* EXERCISE DIRECTIONS: For the entries below, copy exactly the line that contains "Convert this screenshot" through the line that contains "const filtered = contacts.filter((c)", both ends included, and exclude all pictures.

Source data:
------------------------
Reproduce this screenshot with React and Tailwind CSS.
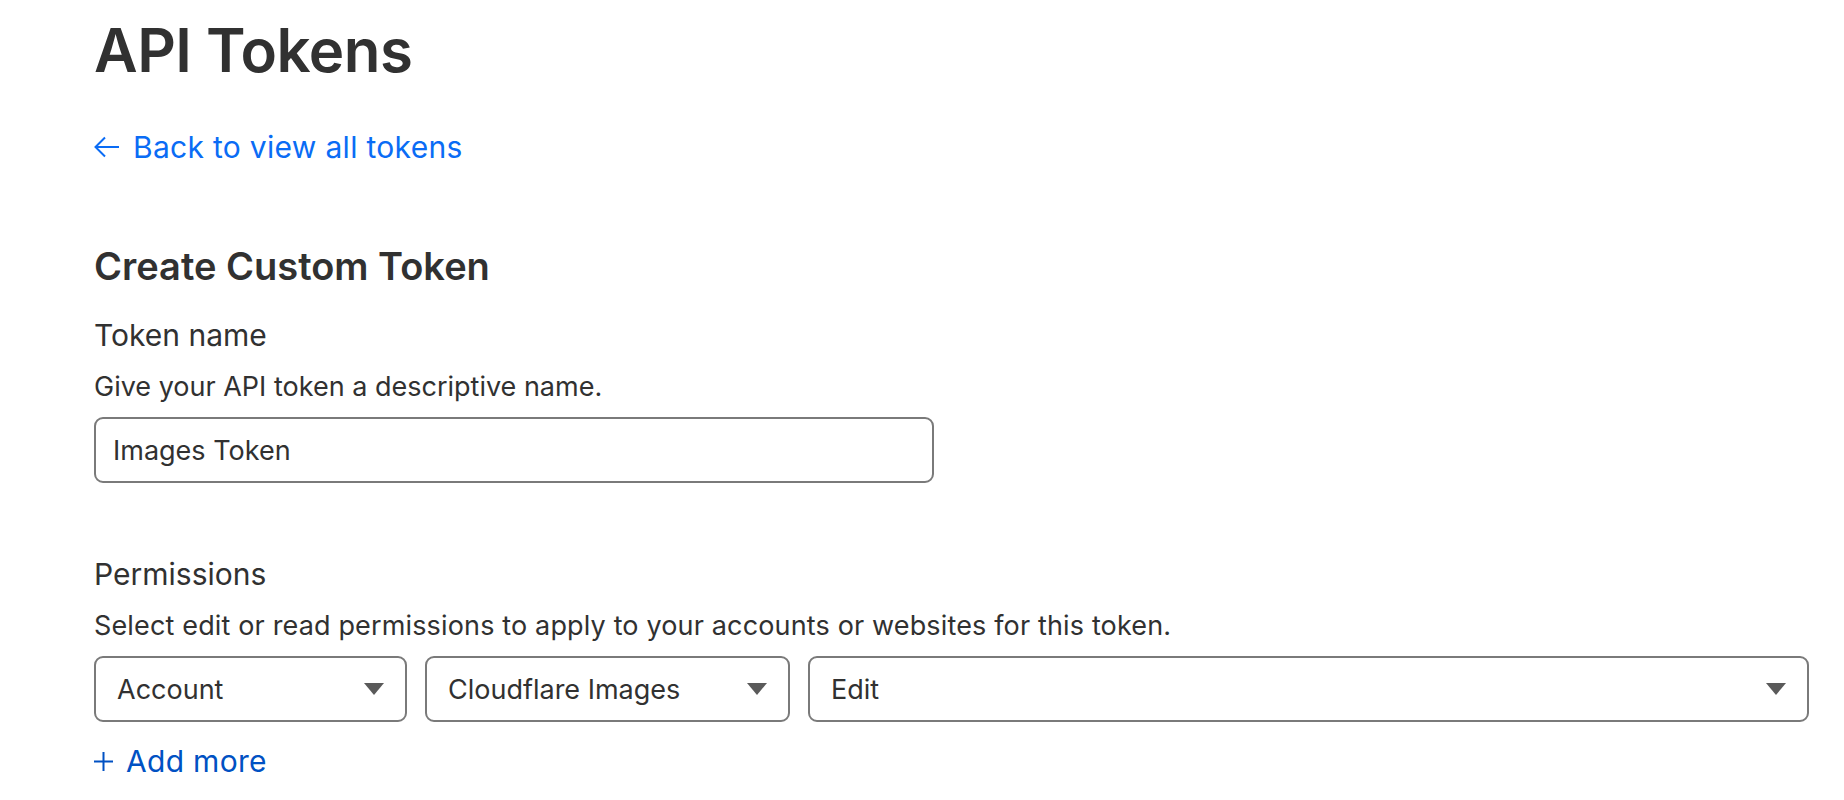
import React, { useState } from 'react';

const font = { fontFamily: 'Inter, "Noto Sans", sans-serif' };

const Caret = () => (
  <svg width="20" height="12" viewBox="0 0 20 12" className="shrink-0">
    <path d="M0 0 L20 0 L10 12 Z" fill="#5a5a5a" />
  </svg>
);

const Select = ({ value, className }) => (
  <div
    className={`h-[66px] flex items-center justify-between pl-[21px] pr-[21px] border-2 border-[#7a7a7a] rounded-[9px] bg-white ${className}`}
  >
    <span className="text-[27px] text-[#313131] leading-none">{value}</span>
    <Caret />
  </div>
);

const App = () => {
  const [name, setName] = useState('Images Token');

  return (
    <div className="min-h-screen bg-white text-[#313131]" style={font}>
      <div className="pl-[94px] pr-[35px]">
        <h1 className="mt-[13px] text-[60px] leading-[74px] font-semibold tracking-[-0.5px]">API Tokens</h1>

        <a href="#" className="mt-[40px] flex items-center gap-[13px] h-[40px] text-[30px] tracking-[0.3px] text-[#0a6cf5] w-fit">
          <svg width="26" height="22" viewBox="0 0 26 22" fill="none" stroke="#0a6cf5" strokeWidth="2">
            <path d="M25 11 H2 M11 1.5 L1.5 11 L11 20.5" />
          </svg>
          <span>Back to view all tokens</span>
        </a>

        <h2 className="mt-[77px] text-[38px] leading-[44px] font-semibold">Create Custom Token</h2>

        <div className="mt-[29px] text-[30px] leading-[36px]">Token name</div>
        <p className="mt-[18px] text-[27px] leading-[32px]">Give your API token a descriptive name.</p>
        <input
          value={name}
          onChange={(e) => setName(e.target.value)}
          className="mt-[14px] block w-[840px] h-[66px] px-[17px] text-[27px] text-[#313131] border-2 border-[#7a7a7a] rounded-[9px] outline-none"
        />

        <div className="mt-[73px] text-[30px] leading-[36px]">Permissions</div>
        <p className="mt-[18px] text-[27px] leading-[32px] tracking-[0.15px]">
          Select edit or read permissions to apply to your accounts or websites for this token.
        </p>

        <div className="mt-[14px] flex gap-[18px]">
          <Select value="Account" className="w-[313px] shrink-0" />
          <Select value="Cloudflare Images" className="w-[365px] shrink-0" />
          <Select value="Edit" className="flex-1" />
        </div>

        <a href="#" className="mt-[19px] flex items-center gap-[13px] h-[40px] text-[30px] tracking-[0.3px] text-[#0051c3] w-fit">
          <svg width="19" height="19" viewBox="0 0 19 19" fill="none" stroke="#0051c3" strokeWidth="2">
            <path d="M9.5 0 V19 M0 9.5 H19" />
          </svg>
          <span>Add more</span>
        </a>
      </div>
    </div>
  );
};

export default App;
------------------------
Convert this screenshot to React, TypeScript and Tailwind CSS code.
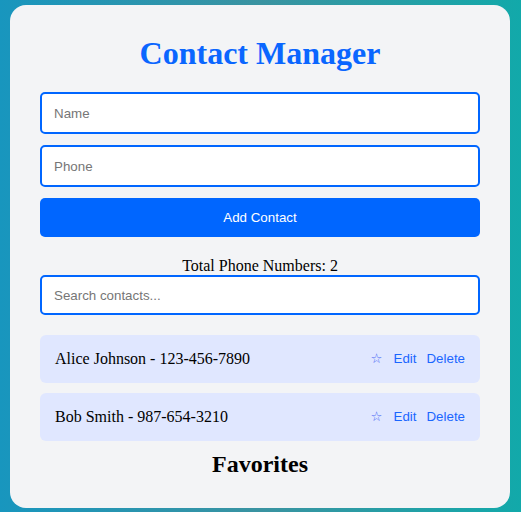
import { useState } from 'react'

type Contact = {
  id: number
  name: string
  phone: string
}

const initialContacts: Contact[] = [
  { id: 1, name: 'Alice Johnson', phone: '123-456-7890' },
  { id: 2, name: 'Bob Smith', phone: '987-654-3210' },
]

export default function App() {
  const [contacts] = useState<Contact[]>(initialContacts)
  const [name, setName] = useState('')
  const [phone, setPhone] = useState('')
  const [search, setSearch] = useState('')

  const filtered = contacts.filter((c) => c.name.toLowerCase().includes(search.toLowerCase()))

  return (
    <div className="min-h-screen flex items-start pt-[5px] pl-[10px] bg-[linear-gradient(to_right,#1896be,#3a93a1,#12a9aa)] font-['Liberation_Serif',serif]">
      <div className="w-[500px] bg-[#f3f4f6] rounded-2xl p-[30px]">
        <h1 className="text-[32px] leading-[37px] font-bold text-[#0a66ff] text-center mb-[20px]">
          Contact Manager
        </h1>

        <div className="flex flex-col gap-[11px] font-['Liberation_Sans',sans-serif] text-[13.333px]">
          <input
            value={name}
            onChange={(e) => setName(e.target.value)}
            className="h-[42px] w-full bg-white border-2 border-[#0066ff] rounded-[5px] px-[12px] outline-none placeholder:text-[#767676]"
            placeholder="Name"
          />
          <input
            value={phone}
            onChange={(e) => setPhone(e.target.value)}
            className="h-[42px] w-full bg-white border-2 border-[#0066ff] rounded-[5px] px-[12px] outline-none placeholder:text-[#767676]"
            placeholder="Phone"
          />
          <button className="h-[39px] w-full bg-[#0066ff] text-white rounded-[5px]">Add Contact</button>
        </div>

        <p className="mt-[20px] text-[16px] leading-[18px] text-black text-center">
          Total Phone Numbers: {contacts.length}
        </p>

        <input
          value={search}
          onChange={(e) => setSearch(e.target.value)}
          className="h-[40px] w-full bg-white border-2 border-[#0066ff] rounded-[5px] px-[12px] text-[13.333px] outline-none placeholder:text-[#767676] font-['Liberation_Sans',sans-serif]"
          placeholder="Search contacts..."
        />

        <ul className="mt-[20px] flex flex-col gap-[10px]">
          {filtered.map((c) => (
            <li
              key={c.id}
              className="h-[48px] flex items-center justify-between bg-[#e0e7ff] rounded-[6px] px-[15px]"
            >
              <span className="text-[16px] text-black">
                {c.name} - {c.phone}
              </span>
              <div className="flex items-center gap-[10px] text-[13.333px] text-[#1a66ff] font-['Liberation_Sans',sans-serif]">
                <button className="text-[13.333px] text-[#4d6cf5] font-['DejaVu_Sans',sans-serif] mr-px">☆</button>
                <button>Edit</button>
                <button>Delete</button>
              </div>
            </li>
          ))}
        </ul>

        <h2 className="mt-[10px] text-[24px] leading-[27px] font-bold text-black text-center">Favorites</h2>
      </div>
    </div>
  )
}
------------------------
* ANSWER TO THE EXERCISE:
Convert this screenshot to React, TypeScript and Tailwind CSS code.
import { useState } from 'react'

type Contact = {
  id: number
  name: string
  phone: string
}

const initialContacts: Contact[] = [
  { id: 1, name: 'Alice Johnson', phone: '123-456-7890' },
  { id: 2, name: 'Bob Smith', phone: '987-654-3210' },
]

export default function App() {
  const [contacts] = useState<Contact[]>(initialContacts)
  const [name, setName] = useState('')
  const [phone, setPhone] = useState('')
  const [search, setSearch] = useState('')

  const filtered = contacts.filter((c) => c.name.toLowerCase().includes(search.toLowerCase()))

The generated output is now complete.